We take peace for granted. In simple terms, Myra lays out the horrible consequences of war stretching out long after 1918.
But Myra’s memoirs also highlight the little pleasures of life, such as eating…a banana, or even just eating an apple out of season. Or not having to make your Christmas cake in mid-autumn.
“We also used to make the Christmas cake and pudding a few months before Christmas, because if we waited until November, there might not be any eggs available for cooking.”
One of Myra’s sons remarks on this too. “I don’t think people today realise how much things have changed during these times. Apart from the technological developments which have been so rapid the biggest difference is how we can now obtain foods which are out of season.”
My Great Aunt (b. 1946), recalled when she was a child, and her amazement at seeing a dishwasher. “Dad always said that Jimmie [Myra] was always ahead of the game and he was right. She was so modern. It was the the first dishwasher I had ever seen”
But perhaps Myra summarises it best. “I am thankful that life is much easier now in many ways; particularly with all the mod cons like fridges, washing machines (and of course Sky Sports). I think that electricity must be one of the greatest inventions; it makes life so much easier, even for simple things like making cups of tea. It is available to everyone, rich or poor. Girls also have great freedom now, which we didn’t have growing up.”
And of course modern medicine. But I promised no more on disease.
One of the things that struck me most was how different farming is. Collecting eggs was so hard — but also so homely.
My first job outdoors on the farm was to collect the eggs. The hens were let out early in the morning and at about 11am I went out to collect the eggs.
Of course very few of the hens laid their eggs in the henhouse. You see, like birds in the air, the hens wanted their own nests; a nest which no-one could find. It was like playing hide and seek as I tried to locate these nests and it was a difficult task for a child because all the hens were free range and wandered all over the place. I might find eggs laid in the hay cart, the orchard, the hedges; the eggs could be anywhere. It was just impossible to find all the nests.
Today, beaks are clipped, chicks are carted into macerators, and the ‘humane’ ways to kill pigs include chocking them to death with lethal gas. So-called ‘free-range’ chickens are packed 9 to every square metre and battery chickens are so grungily packed neck-to-neck shitting on other chickens’ heads that in some countries they have to be doused in chlorine.
Simple acts of love have great power. This is seen in how Myra remembered her husband.
I was terrible lonely after Pa died and still am. He was a wonderful loving husband. I miss his company and discussing old times. No one else remembers them in the same way; we experienced so many things together. Every night going to bed he used to kiss me, say good night, and tell me he loved me. This was always nice to hear. He always brought me a cup of tea in the morning before he went to work. He was my best friend.

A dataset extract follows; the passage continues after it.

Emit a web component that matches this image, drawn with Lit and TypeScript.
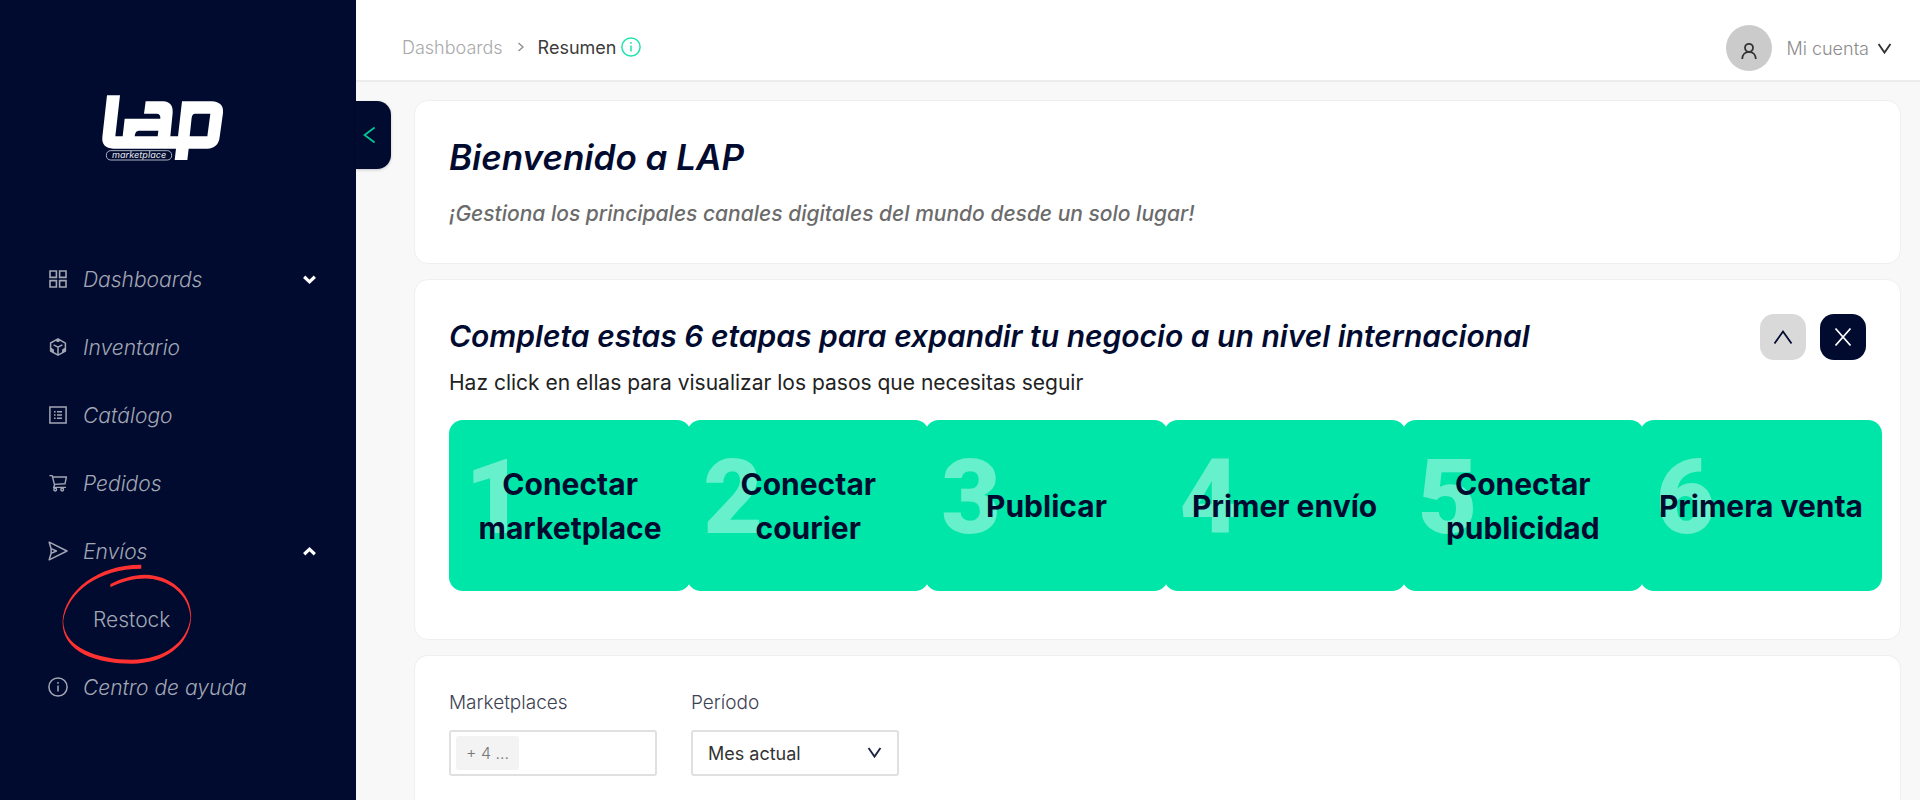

I could talk to him about anything and I think of him every day.
I suppose one day I too will die.
We are but dust and […] our days are few and brief, like grass, like flowers, blown by the wind and gone forever.
— Psalm 103
If I am lucky, I will be old, with many great-grandchildren, and be able to reflect that, mostly, I avoided doing evil, and sometimes did good. What changes, then, will I and my generation make for the world my great-grandchildren will inherit?